Auxiliary Method: Stream Copy Functionality
In .NET 2.0 environment, stream copying functionality needs to be manually implemented:
public static void CopyTo(Stream src, Stream dest) {
byte[] bytes = new byte[4096];
int cnt;
while ((cnt = src.Read(bytes, 0, bytes.Length)) != 0) {
dest.Write(bytes, 0, cnt);
}
}
Compression Implementation
The compression method converts strings to UTF-8 encoded byte arrays, then compresses using GZipStream:
public static byte[] Zip(string str) {
var bytes = Encoding.UTF8.GetBytes(str);
using (var msi = new MemoryStream(bytes))
using (var mso = new MemoryStream()) {
using (var gs = new GZipStream(mso, CompressionMode.Compress)) {
CopyTo(msi, gs);
}
return mso.ToArray();
}
}
Decompression Implementation
The decompression method receives compressed byte arrays, decompresses using GZipStream, then converts back to strings:
public static string Unzip(byte[] bytes) {
using (var msi = new MemoryStream(bytes))
using (var mso = new MemoryStream()) {
using (var gs = new GZipStream(msi, CompressionMode.Decompress)) {
CopyTo(gs, mso);
}
return Encoding.UTF8.GetString(mso.ToArray());
}
}
Key Technical Points Analysis
Proper Character Encoding Handling
The original code used (byte)item for character to byte conversion, which only works for ASCII characters. For XML data containing Chinese characters, special symbols, or other non-ASCII characters, Encoding.UTF8.GetBytes() and Encoding.UTF8.GetString() must be used to ensure data integrity.
String Representation of Binary Data
Compressed data is in binary format and cannot be directly processed as strings. The solution is to use Base64 encoding:
// Convert to Base64 string after compression
string compressedString = Convert.ToBase64String(Zip(originalString));
// Convert back from Base64 string to byte array during decompression
string decompressedString = Unzip(Convert.FromBase64String(compressedString));
Resource Management and Using Statements
Using using statements ensures proper disposal of stream resources, which is crucial for maintaining compressed data integrity. GZipStream automatically flushes buffers when disposed, ensuring all data is written to the target stream.
Implementation Differences Across .NET Versions
.NET 2.0 Implementation
In .NET 2.0, the CopyTo method needs to be manually implemented as shown earlier. This is the most compatible solution.
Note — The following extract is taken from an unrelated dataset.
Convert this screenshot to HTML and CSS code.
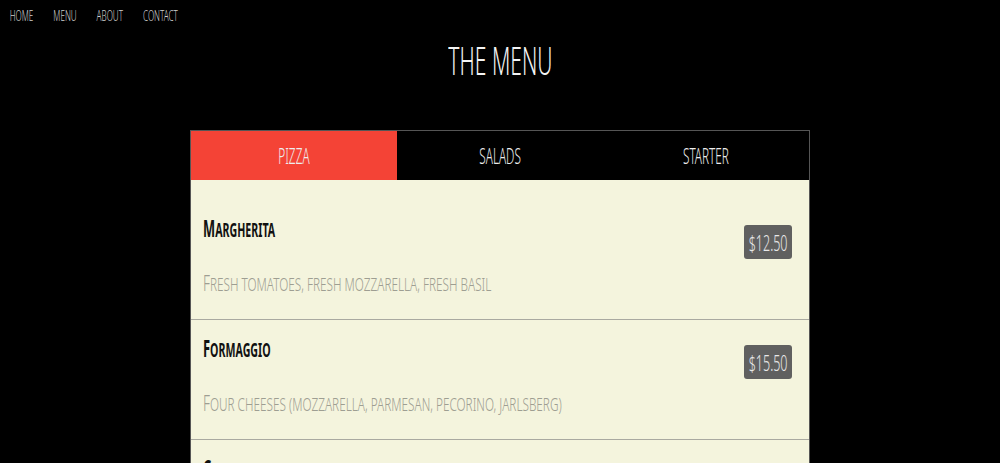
FILE: index.html
```html
<!DOCTYPE html>
<html lang="en">
<head>
<meta charset="utf-8">
<title>The Menu</title>
<link rel="stylesheet" href="styles.css">
</head>
<body>
<nav class="topnav">
  <a class="navlink" href="#">HOME</a>
  <a class="navlink" href="#">MENU</a>
  <a class="navlink" href="#">ABOUT</a>
  <a class="navlink" href="#">CONTACT</a>
</nav>
<h1 class="title"><span class="title-text">THE MENU</span></h1>
<section class="menu">
  <div class="tabs">
    <div class="tab tab-active"><span class="tab-label">PIZZA</span></div>
    <div class="tab"><span class="tab-label">SALADS</span></div>
    <div class="tab"><span class="tab-label">STARTER</span></div>
  </div>
  <div class="items">
    <div class="item">
      <div class="item-text">
        <h2 class="item-name">Margherita</h2>
        <p class="item-desc">Fresh tomatoes, fresh mozzarella, fresh basil</p>
      </div>
      <span class="price"><span class="price-text">$12.50</span></span>
    </div>
    <div class="item">
      <div class="item-text">
        <h2 class="item-name">Formaggio</h2>
        <p class="item-desc">Four cheeses (mozzarella, parmesan, pecorino, jarlsberg)</p>
      </div>
      <span class="price"><span class="price-text">$15.50</span></span>
    </div>
    <div class="item">
      <div class="item-text">
        <h2 class="item-name">Chicken</h2>
        <p class="item-desc">Fresh tomatoes, mozzarella, chicken, onions</p>
      </div>
      <span class="price"><span class="price-text">$17.00</span></span>
    </div>
  </div>
</section>
</body>
</html>
```
FILE: styles.css
```css
html, body {
  margin: 0;
  padding: 0;
  background: #000;
  font-family: "Noto Sans", "Open Sans", "DejaVu Sans Condensed", sans-serif;
  font-weight: 300;
}
.topnav {
  display: flex;
  gap: 37px;
  height: 30px;
  align-items: center;
  padding-left: 18px;
  transform: scaleX(0.54);
  transform-origin: left center;
}
.navlink {
  color: #d0d0d0;
  text-decoration: none;
  font-size: 15px;
}
.title {
  margin: 7px 0 0;
  height: 93px;
  text-align: center;
  color: #f4f4f4;
  font-weight: 300;
  font-size: 39px;
  line-height: 46px;
}
.title-text {
  display: inline-block;
  transform: scaleX(0.54);
}
.menu {
  width: 618px;
  margin: 0 auto;
  border: 1px solid #555;
  border-bottom: none;
  background: #f4f4dd;
}
.tabs {
  display: grid;
  grid-template-columns: repeat(3, 1fr);
  height: 49px;
  background: #000;
}
.tab {
  display: flex;
  align-items: center;
  justify-content: center;
  color: #eee;
  font-size: 21px;
}
.tab-label {
  display: inline-block;
  transform: scaleX(0.56);
}
.tab-active {
  background: #f44336;
}
.items {
  padding-top: 20px;
}
.item {
  display: flex;
  justify-content: space-between;
  align-items: flex-start;
  height: 120px;
  box-sizing: border-box;
  padding: 0 17px 0 12px;
  border-bottom: 1px solid #a9a9a0;
}
.item-text {
  flex: 1 1 0;
  min-width: 0;
  white-space: nowrap;
}
.item-name {
  margin: 0;
  padding-top: 16px;
  font-size: 19px;
  line-height: 24px;
  text-transform: uppercase;
  color: #111;
  font-weight: 700;
  transform: scaleX(0.56);
  transform-origin: left top;
}
.item-name::first-letter {
  font-size: 23px;
}
.item-desc {
  margin: 28px 0 0;
  font-size: 19px;
  line-height: 24px;
  text-transform: uppercase;
  color: #9e9e92;
  transform: scaleX(0.62);
  transform-origin: left top;
}
.item-desc::first-letter {
  font-size: 22px;
}
.price {
  flex-shrink: 0;
  display: flex;
  align-items: center;
  justify-content: center;
  width: 48px;
  height: 34px;
  margin-top: 25px;
  background: #606060;
  color: #e8e8e8;
  font-size: 22px;
  border-radius: 3px;
}
.price-text {
  display: inline-block;
  transform: scaleX(0.57);
}
```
.NET 4.0 and Later Versions
In .NET 4.0, MemoryStream.CopyTo method can be used directly:
public static byte[] Zip(string str) {
var bytes = Encoding.UTF8.GetBytes(str);
using (var msi = new MemoryStream(bytes))
using (var mso = new MemoryStream()) {
using (var gs = new GZipStream(mso, CompressionMode.Compress)) {
msi.CopyTo(gs);
}
return mso.ToArray();
}
}
Performance Optimization and Best Practices
Buffer Size Optimization
In the CopyTo method, setting buffer size to 4096 bytes strikes a balance between not consuming excessive memory while maintaining good I/O performance. For particularly large data, consider increasing buffer size appropriately.
Memory Usage Optimization
For very large XML files (such as tens of MB), consider using file streams instead of memory streams to avoid excessive memory pressure.
Practical Application Example
Below is a complete application example demonstrating how to compress and decompress XML data:
static void Main(string[] args) {
// Load XML document
XDocument doc = XDocument.Load(@"D:\RSP.xml");
string originalXml = doc.ToString(SaveOptions.DisableFormatting);
// Compression
byte[] compressedData = Zip(originalXml);
string base64Compressed = Convert.ToBase64String(compressedData);
// Decompression
byte[] decompressedData = Convert.FromBase64String(base64Compressed);
string restoredXml = Unzip(decompressedData);
// Verify results
Console.WriteLine($"Original length: {originalXml.Length}");
Console.WriteLine($"Compressed Base64 length: {base64Compressed.Length}");
Console.WriteLine($"Decompressed length: {restoredXml.Length}");
Console.WriteLine($"Data integrity: {originalXml.Equals(restoredXml)}");
}
Comparison with Other Compression Methods
Referencing other answers, solutions using DeflateStream are also mentioned. The main differences between GZipStream and DeflateStream include:
- GZipStream includes CRC checksums and file information, making it more suitable for file compression
- DeflateStream is more lightweight with slightly better compression ratio but lacks verification information
- For string data, both show minimal differences in compression effectiveness
Conclusion
Through proper character encoding handling, appropriate binary data conversion, and comprehensive resource management, reliable string compression and decompression can be achieved in C#. The key understanding is that compressed data is inherently binary format and cannot be directly processed as strings, but should be converted using Base64 encoding. The solutions provided in this article have been practically verified to properly handle large XML data containing various characters, avoiding data loss issues.